Implicazioni globali e scenari futuri

La risposta della comunità internazionale al ritorno di Trump sembra stia creando nuovi modelli di alleanza e cooperazione che potrebbero durare oltre la sua presidenza.

Le nazioni europee sono particolarmente concentrate sullo sviluppo di capacità di sicurezza indipendenti, mentre le potenze del Medio Oriente perseguono una diplomazia multidirezionale per proteggersi dall’incertezza della politica statunitense.

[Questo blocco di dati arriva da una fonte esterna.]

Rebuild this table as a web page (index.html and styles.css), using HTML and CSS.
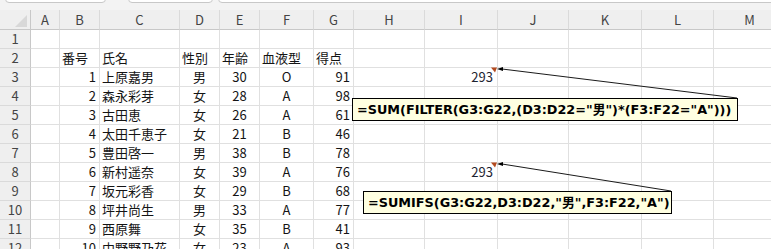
FILE: index.html
```html
<!DOCTYPE html>
<html lang="ja">
<head>
<meta charset="utf-8">
<title>Sheet</title>
<link rel="stylesheet" href="styles.css">
</head>
<body>
<div class="app">
  <div class="topbar">
    <div class="box box-name"></div>
    <div class="box box-fx"></div>
    <div class="box box-formula"></div>
  </div>
  <div class="sheet">
    <div class="row hdr">
      <div class="corner"></div><div>A</div><div>B</div><div>C</div><div>D</div><div>E</div><div>F</div><div>G</div><div>H</div><div>I</div><div>J</div><div>K</div><div>L</div><div>M</div>
    </div>
    <div class="row">
      <div class="rh">1</div><div></div><div></div><div></div><div></div><div></div><div></div><div></div><div></div><div></div><div></div><div></div><div></div><div></div>
    </div>
    <div class="row">
      <div class="rh">2</div><div></div><div>番号</div><div>氏名</div><div>性別</div><div>年齢</div><div>血液型</div><div>得点</div><div></div><div></div><div></div><div></div><div></div><div></div>
    </div>
    <div class="row">
      <div class="rh">3</div><div></div><div class="r">1</div><div>上原嘉男</div><div class="m">男</div><div class="m">30</div><div class="m">O</div><div class="r">91</div><div></div><div class="r res">293</div><div></div><div></div><div></div><div></div>
    </div>
    <div class="row">
      <div class="rh">4</div><div></div><div class="r">2</div><div>森永彩芽</div><div class="m">女</div><div class="m">28</div><div class="m">A</div><div class="r">98</div><div></div><div></div><div></div><div></div><div></div><div></div>
    </div>
    <div class="row">
      <div class="rh">5</div><div></div><div class="r">3</div><div>古田恵</div><div class="m">女</div><div class="m">26</div><div class="m">A</div><div class="r">61</div><div></div><div></div><div></div><div></div><div></div><div></div>
    </div>
    <div class="row">
      <div class="rh">6</div><div></div><div class="r">4</div><div>太田千恵子</div><div class="m">女</div><div class="m">21</div><div class="m">B</div><div class="r">46</div><div></div><div></div><div></div><div></div><div></div><div></div>
    </div>
    <div class="row">
      <div class="rh">7</div><div></div><div class="r">5</div><div>豊田啓一</div><div class="m">男</div><div class="m">38</div><div class="m">B</div><div class="r">78</div><div></div><div></div><div></div><div></div><div></div><div></div>
    </div>
    <div class="row">
      <div class="rh">8</div><div></div><div class="r">6</div><div>新村遥奈</div><div class="m">女</div><div class="m">39</div><div class="m">A</div><div class="r">76</div><div></div><div class="r res">293</div><div></div><div></div><div></div><div></div>
    </div>
    <div class="row">
      <div class="rh">9</div><div></div><div class="r">7</div><div>坂元彩香</div><div class="m">女</div><div class="m">29</div><div class="m">B</div><div class="r">68</div><div></div><div></div><div></div><div></div><div></div><div></div>
    </div>
    <div class="row">
      <div class="rh">10</div><div></div><div class="r">8</div><div>坪井尚生</div><div class="m">男</div><div class="m">33</div><div class="m">A</div><div class="r">77</div><div></div><div></div><div></div><div></div><div></div><div></div>
    </div>
    <div class="row">
      <div class="rh">11</div><div></div><div class="r">9</div><div>西原舞</div><div class="m">女</div><div class="m">35</div><div class="m">B</div><div class="r">41</div><div></div><div></div><div></div><div></div><div></div><div></div>
    </div>
    <div class="row">
      <div class="rh">12</div><div></div><div class="r">10</div><div>中野野乃花</div><div class="m">女</div><div class="m">23</div><div class="m">A</div><div class="r">93</div><div></div><div></div><div></div><div></div><div></div><div></div>
    </div>
  </div>

  <svg class="overlay" width="771" height="249" viewBox="0 0 771 249">
    <polygon points="491,67.5 497,67.5 495,72.5" fill="#b34a1f"/>
    <polygon points="491,162.5 497,162.5 495,167.5" fill="#b34a1f"/>
    <line x1="502" y1="69" x2="737" y2="98" stroke="#1a1a1a" stroke-width="1"/>
    <polygon points="497,69 503,67 503,71" fill="#000"/>
    <line x1="502" y1="164" x2="671" y2="191" stroke="#1a1a1a" stroke-width="1"/>
    <polygon points="497,164 503,162 503,166" fill="#000"/>
  </svg>

  <div class="callout callout-1">=SUM(FILTER(G3:G22,(D3:D22="男")*(F3:F22="A")))</div>
  <div class="callout callout-2">=SUMIFS(G3:G22,D3:D22,"男",F3:F22,"A")</div>
</div>
</body>
</html>
```
FILE: styles.css
```css
* { box-sizing: border-box; }
html, body { margin: 0; padding: 0; }
body {
  width: 771px;
  height: 249px;
  overflow: hidden;
  background: #ffffff;
  font-family: "Noto Sans CJK JP", "Liberation Sans", sans-serif;
}
.app {
  position: relative;
  width: 771px;
  height: 249px;
  overflow: hidden;
}
.topbar {
  height: 10px;
  background: #f3f3f3;
  display: flex;
  align-items: flex-end;
  padding-left: 5px;
}
.box {
  flex: none;
  height: 16px;
  margin-bottom: 7px;
  border: 1px solid #c8c8c8;
  border-radius: 4px;
  background: #ffffff;
}
.box-name { width: 101px; margin-right: 22px; }
.box-fx { width: 85px; margin-right: 5px; }
.box-formula { width: 580px; }

.sheet { display: flex; flex-direction: column; }
.row {
  display: grid;
  grid-template-columns: 31px 29px 40px 80px 40px 40px 54px 40px 71px 73px 71px 73px 72px 72px;
  height: 19px;
}
.row > div {
  border-right: 1px solid #e0e0e0;
  border-bottom: 1px solid #e0e0e0;
  font-size: 13px;
  line-height: 18px;
  padding: 0 2px;
  white-space: nowrap;
  overflow: hidden;
  color: #141414;
}
.row.hdr { height: 20px; }
.row.hdr > div {
  background: #efefef;
  text-align: center;
  color: #444444;
  line-height: 20px;
  border-right-color: #dadada;
  border-bottom-color: #c8c8c8;
}
.row.hdr > .corner {
  position: relative;
  border-right-color: #c8c8c8;
}
.corner::after {
  content: "";
  position: absolute;
  left: 15px;
  top: 5px;
  width: 12px;
  height: 12px;
  background: #d8d8d8;
  clip-path: polygon(100% 0, 100% 100%, 0 100%);
}
.row > .rh {
  background: #efefef;
  text-align: center;
  color: #444444;
  border-right-color: #c8c8c8;
  border-bottom-color: #dadada;
  padding: 0;
}
.row > .r { text-align: right; padding-right: 3px; }
.row > .m { text-align: center; }
.row > .res { padding-right: 4px; color: #1d2330; }

.overlay {
  position: absolute;
  left: 0;
  top: 0;
  pointer-events: none;
}
.callout {
  position: absolute;
  height: 23px;
  background: #ffffe1;
  border: 1px solid #000000;
  font-family: "DejaVu Sans", "Noto Sans CJK JP", sans-serif;
  font-weight: bold;
  font-size: 12.8px;
  line-height: 21px;
  padding-left: 4px;
  color: #000000;
  white-space: nowrap;
}
.callout-1 { left: 352px; top: 98px; width: 386px; }
.callout-2 { left: 363px; top: 191px; width: 309px; }
```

Questi cambiamenti suggeriscono un potenziale cambiamento permanente nelle dinamiche di potere a livello globale, con gli alleati tradizionali degli Stati Uniti che cercano una maggiore autonomia e alternative alle attuali strutture di partnership.

Il successo di queste iniziative dipenderà in larga misura dalla loro attuazione durante la presidenza Trump e dalla loro capacità di creare accordi economici e di sicurezza alternativi sostenibili.

Il professor Fawaz Gerges della LSE fornisce una valutazione completa della situazione:

“L’Arabia Saudita, una delle più importanti potenze del Medio Oriente dipendenti dagli Stati Uniti, si sta posizionando per l’amministrazione Trump diversificando la sua politica estera, approfondendo i suoi rapporti con la Cina e normalizzando i rapporti con l’Iran”.

I primi giorni del ritorno di Trump saranno cruciali

I prossimi mesi saranno cruciali per stabilire se queste mosse preparatorie si trasformeranno in cambiamenti duraturi nell’ordine internazionale.

Le iniziative di difesa europee, i riallineamenti diplomatici in Medio Oriente e il posizionamento della Cina come partner alternativo stabile saranno tutti sottoposti a prove pratiche con l’inizio della presidenza Trump.

Il successo o il fallimento di queste varie iniziative potrebbe determinare se la presidenza Trump segnerà una temporanea interruzione dell’ordine internazionale post-Seconda guerra mondiale o un cambiamento permanente verso una nuova struttura di potere globale.

Le conseguenze sono particolarmente gravi per gli alleati tradizionali degli Stati Uniti, che devono bilanciare le loro relazioni storiche con l’America con la necessità di sviluppare capacità indipendenti e partnership alternative.